Caleb Feiring, BA’15: Pedaling tales of the American farm

Caleb Feiring (SHIA LEVITT)
Caleb Feiring (SHIA LEVITT)

 

For Caleb Feiring, riding his bike across the country on a quest to tell the stories of America’s family farmers isn’t without its hazards.

Consider the night he bedded down in a Midwestern barn with a nocturnal rooster.

“He was pretty unpopular among the whole barn,” Feirig recalls. “He would start going at 3 a.m., and the horses would start neighing at him. Then the chickens would start clucking. Then I found that I would start yelling at that damn rooster to shut up.”

But such inconveniences are trifling compared to his overarching goal. Since he left Indianapolis last August atop his Trek 520 touring bike, Feiring has served as a field reporter for RFD-TV, a cable network devoted to rural programming.
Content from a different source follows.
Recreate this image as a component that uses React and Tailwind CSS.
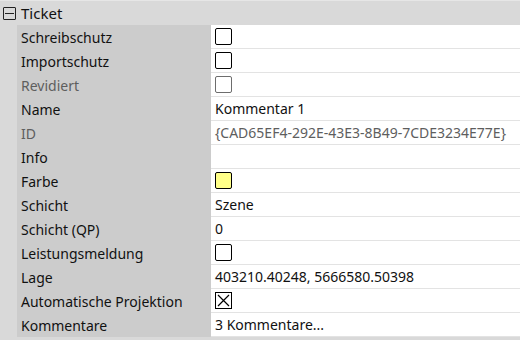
import React from 'react';

const rows = [
  { label: 'Schreibschutz', type: 'check' },
  { label: 'Importschutz', type: 'check' },
  { label: 'Revidiert', type: 'check', muted: true },
  { label: 'Name', value: 'Kommentar 1' },
  { label: 'ID', value: '{CAD65EF4-292E-43E3-8B49-7CDE3234E77E}', muted: true },
  { label: 'Info', value: '' },
  { label: 'Farbe', type: 'color' },
  { label: 'Schicht', value: 'Szene' },
  { label: 'Schicht (QP)', value: '0' },
  { label: 'Leistungsmeldung', type: 'check' },
  { label: 'Lage', value: '403210.40248, 5666580.50398' },
  { label: 'Automatische Projektion', type: 'cross' },
  { label: 'Kommentare', value: '3 Kommentare...' },
];

const Value = ({ row }) => {
  if (row.type === 'check') {
    return (
      <span
        className={`block w-[17px] h-[17px] rounded-[2px] border bg-white ${
          row.muted ? 'border-[#6d6d6d]' : 'border-black'
        }`}
      />
    );
  }
  if (row.type === 'color') {
    return <span className="block w-[17px] h-[17px] rounded-[2px] border border-black bg-[#ffff88]" />;
  }
  if (row.type === 'cross') {
    return (
      <svg width="17" height="17" viewBox="0 0 17 17" className="block">
        <rect x="0.5" y="0.5" width="16" height="16" fill="white" stroke="black" />
        <path d="M3 3 L14 14 M14 3 L3 14" stroke="black" strokeWidth="1.2" />
      </svg>
    );
  }
  return <span className={row.muted ? 'text-[#5e5e5e]' : 'text-[#111]'}>{row.value}</span>;
};

export default function App() {
  return (
    <div className="w-[520px] h-[340px] bg-[#d9d9d9] text-[14px] font-['Noto_Sans',sans-serif] overflow-hidden">
      <div className="h-[25px] flex items-center border-t border-[#e6e6e6]">
        <span className="ml-[3px] w-[13px] h-[13px] rounded-[1px] border border-[#222] flex items-center justify-center">
          <span className="block w-[9px] h-px bg-[#222]" />
        </span>
        <span className="ml-[5px] text-[#111] text-[15px]">Ticket</span>
      </div>
      <div className="pl-[17px] flex flex-col">
        {rows.map((row) => (
          <div key={row.label} className="flex h-[24px]">
            <div
              className={`w-[194px] bg-[#cccccc] pl-[4px] flex items-center ${
                row.muted ? 'text-[#5e5e5e]' : 'text-[#111]'
              }`}
            >
              {row.label}
            </div>
            <div className="flex-1 bg-white border-b border-[#e3e3e3] pl-[4px] flex items-center">
              <Value row={row} />
            </div>
          </div>
        ))}
      </div>
    </div>
  );
}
As of mid-January, he had filmed 15 three-and-a-half-minute video segments for American Farm Odyssey, a program that highlights small farmers by telling “big stories about resilience in the face of hardship in farming.”

Small family farms account for 90 percent of farm production, but they enjoy profit margins of less than 10 percent, according to the U.S. Department of Agriculture.
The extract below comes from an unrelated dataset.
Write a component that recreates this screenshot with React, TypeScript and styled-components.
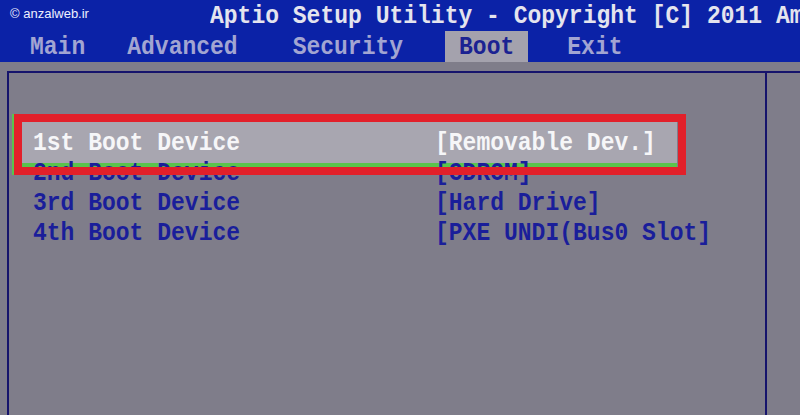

“What do I hope to accomplish?” Feiring asks. “I guess the phrase that comes to mind is from Death of a Salesman: ‘Attention must be paid.’ There are some incredible stories out there. The average family farmer isn’t necessarily important. He doesn’t make or break nations. He doesn’t come up with discoveries that change people’s lives, but I think they’re significant stories that need to be told.”

In one of his dispatches, Feiring, who totes his own camera equipment, highlighted Wea Creek Orchard in Indiana. The seventh-generation farm partners with a faith-based addiction recovery program to promote human health—with fruit and human support. Another episode features a corn and soybean farmer who, facing low grain prices, launched an ice cream business to pay the bills.

After earning a degree in English, economics and history at Vanderbilt, Feiring taught economics at an international school in Princeton, New Jersey, before working in finance at International Farming Corp., which buys food companies and farms. But he longed to make a difference.

So far he’s logged 2,500 miles. Feiring has no intentions to stop pedaling. He plans to travel America in a “lasso” formation, following the seasonal harvests. He expects to tally 10,000 miles within two years.

The segments, Feiring says, speak to what he suggests are innate inclinations.

“I think everyone has a bit of farming blood in them,” he says. “You think about human instincts, and it’s within us to provide food and create food that’s essential to our survival.”

Feiring calls his Vanderbilt major, with its liberal arts approach, the “ultimate toolkit for tackling any challenge that comes my way on the road.”

“I’ve been able to use a pocketknife to fix my bicycle at times,” he says. “When it comes to actually editing these episodes and doing the storytelling, my English degree is essential to constructing narratives that are compelling or, in some cases, suspenseful or moving.”